**Stored records:**
------------------------------------------------
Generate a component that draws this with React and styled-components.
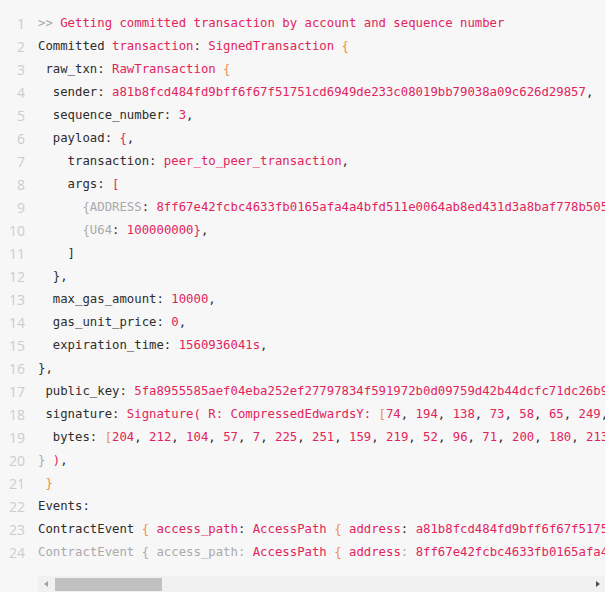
import React from 'react';
import styled, { createGlobalStyle } from 'styled-components';

const GlobalStyle = createGlobalStyle`
  body {
    margin: 0;
    background: #ffffff;
  }
`

const Block = styled.div`
  width: 605px;
  display: flex;
  background: #f7f7f7;
  padding-top: 12px;
`

const Gutter = styled.div`
  width: 38px;
  flex-shrink: 0;
  box-sizing: border-box;
  padding-right: 13px;
  text-align: right;
  font-family: 'Open Sans', 'Noto Sans', sans-serif;
  font-size: 14px;
  line-height: 23px;
  color: #cccccc;
`

const Pane = styled.div`
  flex: 1;
  min-width: 0;
  display: flex;
  flex-direction: column;
`

const Code = styled.pre`
  margin: 0;
  padding-bottom: 12px;
  overflow: hidden;
  font-family: 'DejaVu Sans Mono', 'Liberation Mono', monospace;
  font-size: 12.3px;
  line-height: 23px;
  color: #2d2d2d;
  white-space: pre;
`

const Line = styled.div`
  height: 23px;
  color: ${p => (p.$faded ? '#aaaaaa' : 'inherit')};
`

const Red = styled.span`
  color: #e2245c;
`

const Brace = styled.span`
  color: #f08d49;
`

const Muted = styled.span`
  color: #aaaaaa;
`

const Scrollbar = styled.div`
  height: 16px;
  display: flex;
  align-items: center;
  background: #f1f1f1;
`

const Arrow = styled.div`
  width: 15px;
  height: 16px;
  display: flex;
  align-items: center;
  justify-content: center;

  &::before {
    content: '';
    width: 0;
    height: 0;
    border-top: 3.5px solid transparent;
    border-bottom: 3.5px solid transparent;
    ${p => (p.$right
      ? 'border-left: 4px solid #505050;'
      : 'border-right: 4px solid #a3a3a3;')}
  }
`

const Track = styled.div`
  flex: 1;
  height: 16px;
  display: flex;
  align-items: center;
  padding-left: 2px;
`

const Thumb = styled.div`
  width: 107px;
  height: 13px;
  background: #c1c1c1;
`

const lines = [
  <><Muted>&gt;&gt;</Muted> <Red>Getting committed transaction by account and sequence number</Red></>,
  <>Committed <Red>transaction</Red>: <Red>SignedTransaction</Red> <Brace>{'{'}</Brace></>,
  <> raw_txn: <Red>RawTransaction</Red> <Brace>{'{'}</Brace></>,
  <>  sender: <Red>a81b8fcd484fd9bff6f67f51751cd6949de233c08019bb79038a09c626d29857</Red>,</>,
  <>  sequence_number: <Red>3</Red>,</>,
  <>  payload: <Red>{'{'}</Red>,</>,
  <>    transaction: <Red>peer_to_peer_transaction</Red>,</>,
  <>    args: <Red>[</Red></>,
  <>      <Muted>{'{ADDRESS'}</Muted>: <Red>8ff67e42fcbc4633fb0165afa4a4bfd511e0064ab8ed431d3a8baf778b505ff2{'}'}</Red>,</>,
  <>      <Muted>{'{U64'}</Muted>: <Red>100000000{'}'}</Red>,</>,
  <>    ]</>,
  <>  {'}'},</>,
  <>  max_gas_amount: <Red>10000</Red>,</>,
  <>  gas_unit_price: <Red>0</Red>,</>,
  <>  expiration_time: <Red>1560936041s</Red>,</>,
  <>{'}'},</>,
  <> public_key: <Red>5fa8955585aef04eba252ef27797834f591972b0d09759d42b44dcfc71dc26b9</Red>,</>,
  <> signature: <Red>Signature( R: CompressedEdwardsY: </Red><Brace>[</Brace><Red>74</Red>, <Red>194</Red>, <Red>138</Red>, <Red>73</Red>, <Red>58</Red>, <Red>65</Red>, <Red>249</Red>, <Red>202</Red>, <Red>118</Red>, <Red>37</Red>, <Red>46</Red>, <Red>123</Red>,</>,
  <>  bytes: <Brace>[</Brace><Red>204</Red>, <Red>212</Red>, <Red>104</Red>, <Red>57</Red>, <Red>7</Red>, <Red>225</Red>, <Red>251</Red>, <Red>159</Red>, <Red>219</Red>, <Red>52</Red>, <Red>96</Red>, <Red>71</Red>, <Red>200</Red>, <Red>180</Red>, <Red>213</Red>, <Red>15</Red>,</>,
  <><Muted>{'}'}</Muted> <Red>)</Red>,</>,
  <> <Brace>{'}'}</Brace></>,
  <>Events:</>,
  <>ContractEvent <Brace>{'{'}</Brace> <Red>access_path</Red>: <Red>AccessPath</Red> <Brace>{'{'}</Brace> <Red>address</Red>: <Red>a81b8fcd484fd9bff6f67f51751cd6949de233c08019bb79038a09c626d29857</Red>,</>,
  <>ContractEvent {'{'} access_path: <Red>AccessPath</Red> <Brace>{'{'}</Brace> <Red>address</Red>: <Red>8ff67e42fcbc4633fb0165afa4a4bfd511e0064ab8ed431d3a8baf778b505ff2</Red>,</>,
]

const App = () => {
  return (
    <>
      <GlobalStyle />
      <Block>
        <Gutter>
          {lines.map((_, i) => (
            <div key={i}>{i + 1}</div>
          ))}
        </Gutter>
        <Pane>
          <Code>
            {lines.map((line, i) => (
              <Line key={i} $faded={i === 23}>{line}</Line>
            ))}
          </Code>
          <Scrollbar>
            <Arrow />
            <Track>
              <Thumb />
            </Track>
            <Arrow $right />
          </Scrollbar>
        </Pane>
      </Block>
    </>
  );
}

export default App;
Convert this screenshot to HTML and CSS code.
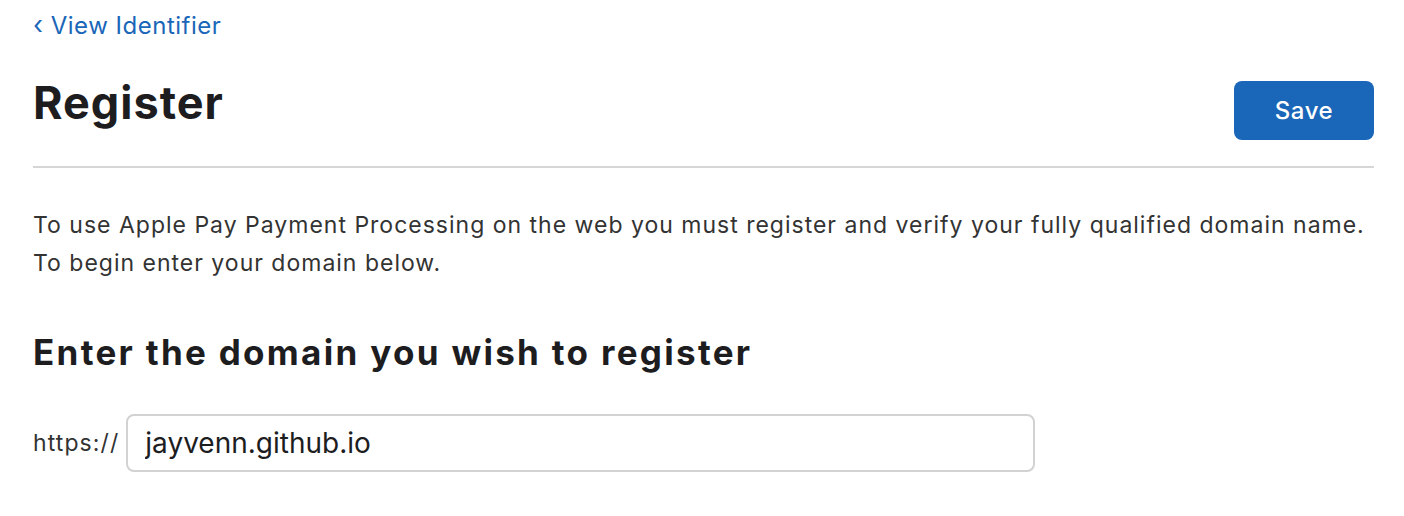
FILE: index.html
```html
<!DOCTYPE html>
<html>
<head>
<meta charset="utf-8">
<link rel="stylesheet" href="styles.css">
</head>
<body>
<div class="page">
  <a class="back" href="#"><span class="chev">‹</span> View Identifier</a>
  <div class="header">
    <h1 class="title">Register</h1>
    <button class="save">Save</button>
  </div>
  <hr class="rule">
  <p class="intro">To use Apple Pay Payment Processing on the web you must register and verify your fully qualified domain name.<br>To begin enter your domain below.</p>
  <h2 class="subtitle">Enter the domain you wish to register</h2>
  <div class="field">
    <span class="prefix">https://</span>
    <input class="domain" type="text" value="jayvenn.github.io">
  </div>
</div>
</body>
</html>
```
FILE: styles.css
```css
html, body {
  margin: 0;
  padding: 0;
  background: #fff;
}
body {
  font-family: Inter, "Noto Sans", sans-serif;
  color: #1d1d1f;
}
.page {
  padding: 8px 30px 0 33px;
}
.back {
  display: inline-block;
  color: #1a66b8;
  text-decoration: none;
  font-size: 24px;
  line-height: 34px;
  letter-spacing: 0.5px;
}
.chev {
  font-size: 26px;
}
.header {
  display: flex;
  align-items: flex-start;
  justify-content: space-between;
  margin-top: 38px;
  height: 59px;
}
.title {
  margin: -1px 0 0 0;
  font-size: 45px;
  line-height: 45px;
  font-weight: 700;
  letter-spacing: 1px;
}
.save {
  width: 140px;
  height: 59px;
  border: none;
  border-radius: 8px;
  background: #1a66b8;
  color: #fff;
  font-family: Inter, sans-serif;
  font-size: 24px;
  font-weight: 500;
  letter-spacing: 0.6px;
}
.rule {
  border: none;
  height: 2px;
  background: #d6d6d6;
  margin: 26px 0 0 0;
}
.intro {
  margin: 39px 0 0 0;
  font-size: 23px;
  line-height: 37.5px;
  letter-spacing: 1px;
  color: #333;
}
.subtitle {
  margin: 49px 0 0 0;
  font-size: 35px;
  line-height: 42px;
  font-weight: 700;
  letter-spacing: 2.3px;
}
.field {
  display: flex;
  align-items: center;
  gap: 7px;
  margin-top: 41px;
}
.prefix {
  font-size: 23px;
  letter-spacing: 1.1px;
  color: #333;
}
.domain {
  width: 909px;
  height: 58px;
  box-sizing: border-box;
  border: 2px solid #d2d2d2;
  border-radius: 8px;
  padding: 0 17px;
  font-family: Inter, sans-serif;
  font-size: 28px;
  color: #1d1d1f;
  outline: none;
}
```
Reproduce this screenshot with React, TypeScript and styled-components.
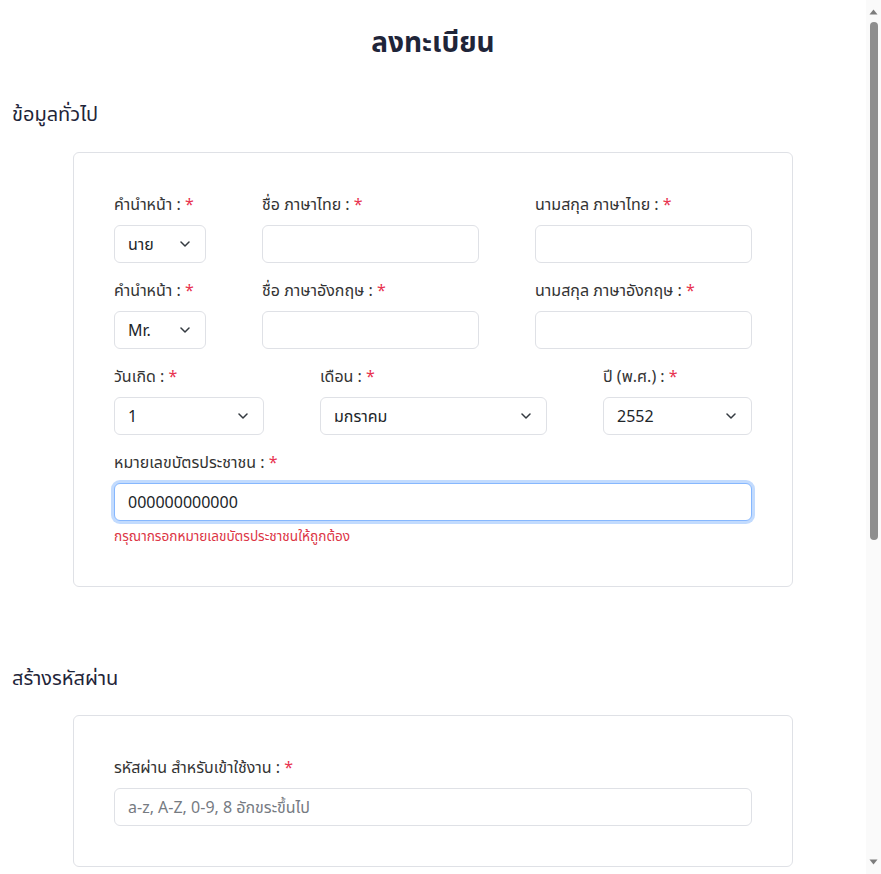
import React, { useEffect, useRef } from "react";
import styled, { createGlobalStyle } from "styled-components";

const GlobalStyle = createGlobalStyle`
  html, body { margin: 0; padding: 0; background: #ffffff; overflow: hidden; }
  body { font-family: "Noto Sans", "Noto Sans Thai", sans-serif; color: #333333; }
  * { box-sizing: border-box; }
`;

const Shell = styled.div`
  display: flex;
  height: 100vh;
`;

const Content = styled.div`
  flex: 1;
  min-width: 0;
  overflow: hidden;
`;

const ScrollRail = styled.div`
  width: 15px;
  flex: 0 0 15px;
  background: #fafafa;
  display: flex;
  flex-direction: column;
  align-items: center;
  padding: 9px 0 9px;
`;

const RailArrow = styled.svg`
  display: block;
  flex: 0 0 auto;
`;

const Thumb = styled.div`
  width: 8px;
  height: 518px;
  margin-top: 7px;
  border-radius: 4px;
  background: #8f8f8f;
`;

const RailSpacer = styled.div`
  flex: 1;
`;

const Page = styled.main`
  padding: 21px 12px 554px;
`;

const Title = styled.h1`
  margin: 0;
  text-align: center;
  font-size: 28px;
  line-height: 40px;
  font-weight: 700;
  color: #1f2539;
`;

const SectionTitle = styled.h2<{ $top: number; $bottom: number }>`
  margin: ${(p) => p.$top}px 0 ${(p) => p.$bottom}px;
  font-size: 20px;
  line-height: 30px;
  font-weight: 400;
  color: #1f2539;
`;

const Card = styled.section`
  width: 720px;
  margin: 0 auto;
  border: 1px solid #dfe1e6;
  border-radius: 6px;
  padding: 39px 40px 40px;
  display: flex;
  flex-direction: column;
  gap: 15px;
`;

const Row = styled.div<{ $cols: string }>`
  display: grid;
  grid-template-columns: ${(p) => p.$cols};
  column-gap: 56px;
`;

const Field = styled.div`
  display: flex;
  flex-direction: column;
`;

const Label = styled.label`
  font-size: 16px;
  line-height: 24px;
  margin-bottom: 9px;
  color: #333333;
`;

const Req = styled.span`
  color: #e8334f;
`;

const TextInput = styled.input<{ $invalidFocus?: boolean }>`
  height: 38px;
  width: 100%;
  border: 1px solid ${(p) => (p.$invalidFocus ? "#86b7fe" : "#dfe1e6")};
  border-radius: 6px;
  padding: 0 13px;
  font-family: inherit;
  font-size: 16px;
  color: #212529;
  background: #fff;
  outline: none;
  box-shadow: ${(p) => (p.$invalidFocus ? "0 0 0 3px rgba(13,110,253,0.25)" : "none")};
  &::placeholder { color: #767b82; }
`;

const SelectWrap = styled.div`
  position: relative;
  width: 100%;
`;

const Select = styled.select`
  appearance: none;
  -webkit-appearance: none;
  height: 38px;
  width: 100%;
  border: 1px solid #dfe1e6;
  border-radius: 6px;
  padding: 0 32px 0 13px;
  font-family: inherit;
  font-size: 16px;
  color: #212529;
  background: #fff;
  outline: none;
`;

const Chevron = styled.svg`
  position: absolute;
  right: 16px;
  top: 50%;
  margin-top: -3px;
  pointer-events: none;
`;

const ErrorText = styled.div`
  margin-top: 5px;
  font-size: 13.6px;
  line-height: 20px;
  color: #dc3545;
`;

function Dropdown({ value, options }: { value: string; options: string[] }) {
  return (
    <SelectWrap>
      <Select defaultValue={value}>
        {options.map((o) => (
          <option key={o} value={o}>
            {o}
          </option>
        ))}
      </Select>
      <Chevron width="10" height="6" viewBox="0 0 10 6" fill="none">
        <path d="M1 1L5 5L9 1" stroke="#343a40" strokeWidth="1.5" strokeLinecap="round" strokeLinejoin="round" />
      </Chevron>
    </SelectWrap>
  );
}

function LabelText({ text }: { text: string }) {
  return (
    <Label>
      {text} : <Req>*</Req>
    </Label>
  );
}

function Scrollbar() {
  return (
    <ScrollRail aria-hidden="true">
      <RailArrow width="9" height="6" viewBox="0 0 9 6">
        <path d="M4.5 0.5L8.5 5.5H0.5Z" fill="#7c7c7c" />
      </RailArrow>
      <Thumb />
      <RailSpacer />
      <RailArrow width="9" height="6" viewBox="0 0 9 6">
        <path d="M0.5 0.5H8.5L4.5 5.5Z" fill="#7c7c7c" />
      </RailArrow>
    </ScrollRail>
  );
}

const months = [
  "มกราคม", "กุมภาพันธ์", "มีนาคม", "เมษายน", "พฤษภาคม", "มิถุนายน",
  "กรกฎาคม", "สิงหาคม", "กันยายน", "ตุลาคม", "พฤศจิกายน", "ธันวาคม",
];

export default function App() {
  const idRef = useRef<HTMLInputElement>(null);
  useEffect(() => {
    const el = idRef.current;
    if (el) {
      el.focus({ preventScroll: true });
      el.setSelectionRange(el.value.length, el.value.length);
    }
  }, []);

  const days = Array.from({ length: 31 }, (_, i) => String(i + 1));
  const years = Array.from({ length: 60 }, (_, i) => String(2567 - i));

  return (
    <>
      <GlobalStyle />
      <Shell>
        <Content>
          <Page>
            <Title>ลงทะเบียน</Title>

            <SectionTitle $top={38} $bottom={23}>ข้อมูลทั่วไป</SectionTitle>
            <Card>
              <Row $cols="92px 217px 217px">
                <Field>
                  <LabelText text="คำนำหน้า" />
                  <Dropdown value="นาย" options={["นาย", "นาง", "นางสาว"]} />
                </Field>
                <Field>
                  <LabelText text="ชื่อ ภาษาไทย" />
                  <TextInput type="text" />
                </Field>
                <Field>
                  <LabelText text="นามสกุล ภาษาไทย" />
                  <TextInput type="text" />
                </Field>
              </Row>
              <Row $cols="92px 217px 217px">
                <Field>
                  <LabelText text="คำนำหน้า" />
                  <Dropdown value="Mr." options={["Mr.", "Mrs.", "Miss"]} />
                </Field>
                <Field>
                  <LabelText text="ชื่อ ภาษาอังกฤษ" />
                  <TextInput type="text" />
                </Field>
                <Field>
                  <LabelText text="นามสกุล ภาษาอังกฤษ" />
                  <TextInput type="text" />
                </Field>
              </Row>
              <Row $cols="150px 227px 149px">
                <Field>
                  <LabelText text="วันเกิด" />
                  <Dropdown value="1" options={days} />
                </Field>
                <Field>
                  <LabelText text="เดือน" />
                  <Dropdown value="มกราคม" options={months} />
                </Field>
                <Field>
                  <LabelText text="ปี (พ.ศ.)" />
                  <Dropdown value="2552" options={years} />
                </Field>
              </Row>
              <Field>
                <LabelText text="หมายเลขบัตรประชาชน" />
                <TextInput ref={idRef} type="text" defaultValue="000000000000" $invalidFocus />
                <ErrorText>กรุณากรอกหมายเลขบัตรประชาชนให้ถูกต้อง</ErrorText>
              </Field>
            </Card>

            <SectionTitle $top={76} $bottom={22}>สร้างรหัสผ่าน</SectionTitle>
            <Card>
              <Field>
                <LabelText text="รหัสผ่าน สำหรับเข้าใช้งาน" />
                <TextInput type="password" placeholder="a-z, A-Z, 0-9, 8 อักขระขึ้นไป" />
              </Field>
            </Card>
          </Page>
        </Content>
        <Scrollbar />
      </Shell>
    </>
  );
}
------------------------------------------------
**Directions for this task:** State how many lines of the data include the word "components", with nothing else.

**Task answer:** 4